Thundering River Cave: Richard Gibson, Graham Huck, Steve Woods (30 August 2017).
I have often been secretly in awe of the B-Team. The more time I spend in their company the greater the scale of their digging endeavours becomes apparent and more stories of this and their associated unheard-of monikers slip out. So it is that Maggie Thatcher Pot with it’s army of unemployed boulders and the others I continue to hear of are for me a part of our club’s uniquely ‘local’ history which our forebears carried and which we carry today; which no scouring of the internet or any book or journal will reveal and which those that surround us are welcome to Tacitus-like misunderstand and shake their heads at. Hucky’s threats to sneak caps into a certain pipe are by no means idle.
I’m hopeful my new found B-team probationary period won’t be revoked just yet though. Especially in revealing that I was invited to dig with them twice in the same week recently and that this could be construed as any keenest on their part or breaking their circle of truth on mine. So it was that I found myself with Richard back on bucket-filling-duty whilst Hucky ahead of us continued at a pace no doubt he considered to be lapse but I had seen featured on last night’s telly about cross-rail. And it had only been two weeks previously that to my disbelieving ears Richard had revealed they had employed the mobile catering services of his Brother. Camper Vans are not uncommon and often go unnoticed in the dales. So on the day in question I can be forgiven for not spotting a van parked up nearby that when leaving Hucky underground I found transformed into an impressive mobile canteen with the very spit of Richard serving Phil, Katie and himself the very finest pie with peas and freshly brewed mugs of tea.

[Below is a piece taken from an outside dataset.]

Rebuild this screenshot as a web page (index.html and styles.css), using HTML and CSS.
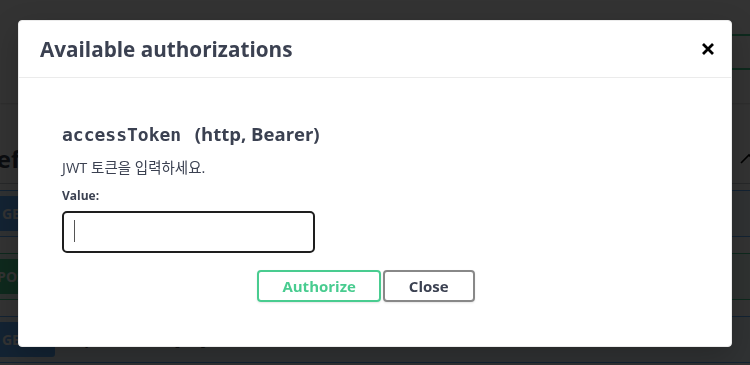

Like most blokes I admit to being often justifiably challenged for not listening. And as Hucky continued deep under the capital I became vaguely aware of Richard above the noise of thundering water shouting something at me repeatedly of possible importance. This continued for some time. Words began to take shape into form and an order that I put down to the cold water I was lying in or perhaps a reduction in air volume due to some added zeal on Huck’s part to prevent the location of the dig in question being revealed by entombing himself and his workforce behind the exponentially increasing quantity of his mining efforts.
Cray fish are something I have eaten in France and I’m sure I had seen Bill Oddie talking about on the TV. And I’m sure it was thinking about the latter that threw me off the scent of the object of Richard’s shouting for so long. His words eventually coalesced into continued doubt on my part as I looked at endless water entering the dig from various directions with still no sign of Bill Oddie or my experiences of rural France. Eventually my brain catches up and I asked the obvious…
“Where is it?”
“Pick it up then!” (Me)
“No chance!” (Richard)
“What’s the matter?” (Me)
“It’s huge!” (Richard)
Looking over his shoulder what was fast becoming a top contender for Rocket’s most dangerous angry critter list was in fact something not unlike the Gallic version. So now thinking it may be more likely that we sit-on said crustacean rather than he confuse us wolverine-like for a tree itching for a fight, I elected to transport our new friend topside in the digging bucket.
Exiting the cave I spot two folks passing and immediately invite them to see what we have found. The two German tourists, on the way back to their car and enjoying an evening walk, immediately recognising their post-Brexit neighbours are exactly as described, kindly humour us and politely nod smiling as we proudly introduce our new friend. Skipping introductions, explanations, orientation, and ice-breakers the conversation moves from inviting our guests to name the new club mascot to tales of the glory below that have motivated our mid-week evening excursion. As Hucky joins us the conversation changes tack to a more acceptable local to tourist discussion of where to visit and where to eat and drink. Perhaps reassured that whilst we are English and therefore odd that we are perhaps not crackers, our Saxon cousins thank us and head on their way as we head back to the entrance to await instructions and further snippets of Huck’s master plan.
“Kevin!” (from our visitors as they turn and then continue on their way), “You should call him Kevin!”
I’m not sure if they are thinking of their impressions of the English in general with this or our new mascot. Kevin however is no longer in the digging bucket or for that matter anywhere to be seen and with this Hucky goes on to explain how he had heard how cray fish can often be found to travel up-to 15 miles on their way to and from their intended’s location often under the cover of darkness.